Mexican Samosa- Indo Mexican - Fusion
|Flour tortillas||4 Medium|
|All purpose flour||2 Tablespoon (To make the paste for sealing edges)|
|Water||3 Tablespoon (Use as required to make the paste)|
|For the filling|
|Refried beans||1 Cup (16 tbs)|
|Black beans||1⁄2 Cup (8 tbs), cooked|
|Corn||1⁄4 Cup (4 tbs)|
|Cooked rice||1⁄4 Cup (4 tbs)|
|Green bell pepper||1⁄4 Cup (4 tbs), chopped finely|
|Red onions||1⁄4 Cup (4 tbs), chopped finely|
|Tomatoes||1⁄4 Cup (4 tbs), chopped finely|
|Fresh cilantro||1⁄4 Cup (4 tbs), chopped finely|
|Green olives||2 Tablespoon, chopped|
|Taco seasoning mix||1 Tablespoon|
|Lime juice||1 Teaspoon|
|Brown sugar||2 Teaspoon|
|Green onions||2 Tablespoon|
|Shredded cheese||2 Tablespoon|
1. To prepare the filling, take a bowl and mix together refried beans, black beans, corn, cooked rice, chopped green bell pepper, red onions, tomatoes, freshly chopped cilantro, green olives, and green onions.

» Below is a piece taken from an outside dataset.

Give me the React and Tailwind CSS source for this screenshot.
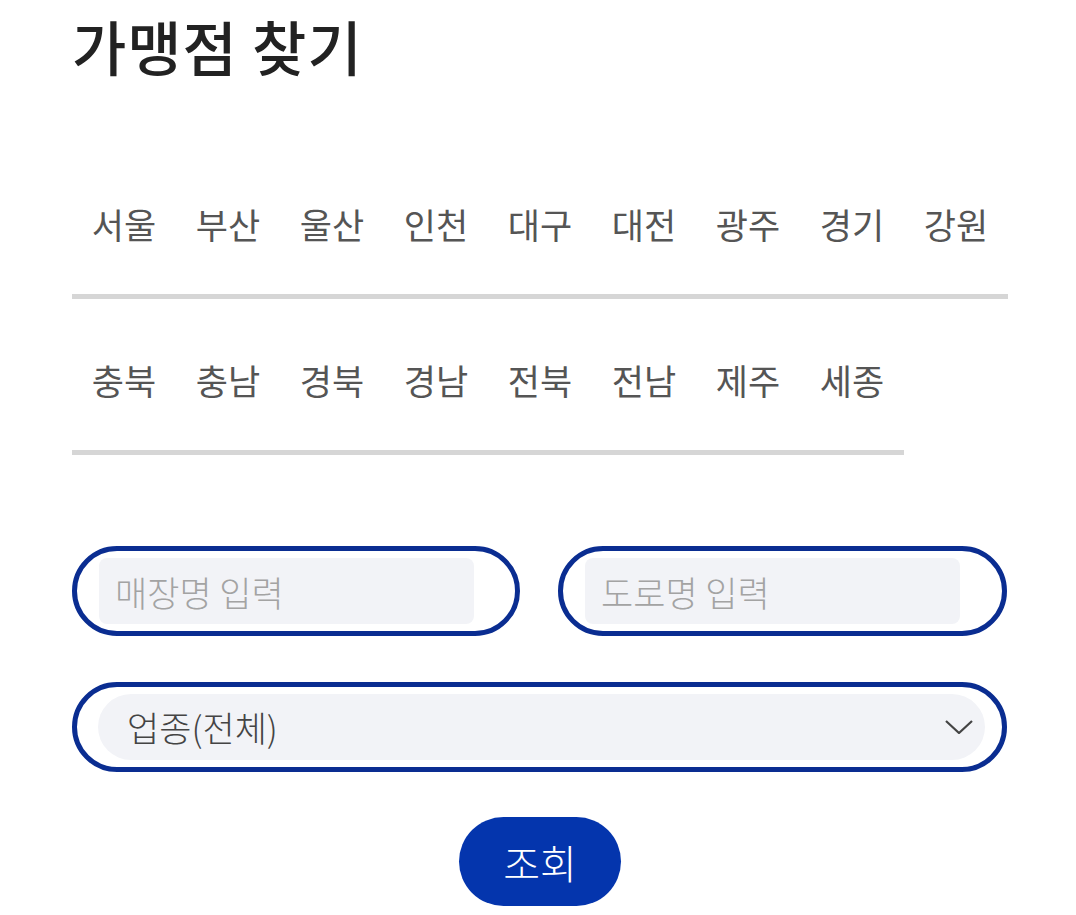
import React from 'react';

const font = { fontFamily: '"Noto Sans CJK KR", "Noto Sans", sans-serif' };

const row1 = ["서울", "부산", "울산", "인천", "대구", "대전", "광주", "경기", "강원"];
const row2 = ["충북", "충남", "경북", "경남", "전북", "전남", "제주", "세종"];

const Tab = ({ label }) => (
    <div className="w-[104px] border-b-[5px] border-[#d6d6d6] pt-[63px] pb-[52px] text-center text-[35px] leading-[36px] font-normal text-[#555555]">
        {label}
    </div>
);

const App = () => {
    return (
        <div className="min-h-screen bg-white pl-[72px] pr-[68px]" style={font}>
            <h1 className="pt-[10px] text-[59px] leading-[72px] font-medium text-[#222222] tracking-[1px]">가맹점 찾기</h1>

            {/* 지역 탭 */}
            <div className="mt-[61px] flex">
                {row1.map(r => <Tab key={r} label={r} />)}
            </div>
            <div className="flex">
                {row2.map(r => <Tab key={r} label={r} />)}
            </div>

            {/* 검색 폼 */}
            <div className="mt-[91px] flex gap-[38px]">
                <div className="flex h-[90px] w-[448px] items-center rounded-full border-[5px] border-[#0a2d91] pl-[22px] pr-[41px]">
                    <input
                        className="h-[66px] w-full rounded-[8px] bg-[#f2f3f7] px-[16px] text-[35px] font-light text-[#444] placeholder-[#a3a3a3] outline-none"
                        placeholder="매장명 입력"
                        style={font}
                    />
                </div>
                <div className="flex h-[90px] w-[449px] items-center rounded-full border-[5px] border-[#0a2d91] pl-[22px] pr-[42px]">
                    <input
                        className="h-[66px] w-full rounded-[8px] bg-[#f2f3f7] px-[16px] text-[35px] font-light text-[#444] placeholder-[#a3a3a3] outline-none"
                        placeholder="도로명 입력"
                        style={font}
                    />
                </div>
            </div>

            <div className="mt-[46px] flex h-[90px] w-[935px] items-center rounded-full border-[5px] border-[#0a2d91] pl-[21px] pr-[17px]">
                <div className="flex h-[66px] w-full items-center justify-between rounded-full bg-[#f2f3f7] pl-[29px] pr-[12px]">
                    <span className="text-[35px] font-light text-[#444444]">업종(전체)</span>
                    <svg width="28" height="14" viewBox="0 0 28 14" fill="none">
                        <path d="M1 1 L14 13 L27 1" stroke="#444444" strokeWidth="2.2" />
                    </svg>
                </div>
            </div>

            <div className="mt-[45px] flex justify-center">
                <button className="h-[89px] w-[162px] rounded-full bg-[#0435ad] text-[40px] font-light text-white" style={font}>
                    조회
                </button>
            </div>
        </div>
    );
};

export default App;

2. Also add taco seasoning mix, paprika, some lime juice, salt to taste, brown sugar and some shredded cheese.
3. Mix all the ingredients well and set aside.
4. Take the flour tortillas, wrap in a kitchen towel and warm in the microwave for 10 seconds.
5. Take each tortilla, using a pizza cutter, cut into four triangles.
6. Make a paste with 2 tablespoons of all-purpose flour and water. (This will be used to seal the edges of the samosas)
7. Take the triangle shaped flour tortillas, fold into a triangle cone like demonstrated in the video, spoon a little of the prepared filling into it and close the cone, sealing the edges with the paste. Store in an airtight container with the sealed edge side down, until all the samosas are ready.
8. The samosas can be deep fried in oil until golden brown or baked in the toaster oven at 350 F. To bake, spray both sides of the samosas with butter spray and bake till golden brown.
9. Serve the samosas hot with a cheese dip, guacamole and salsa.
You can make variations in the filling according to your taste and preferences.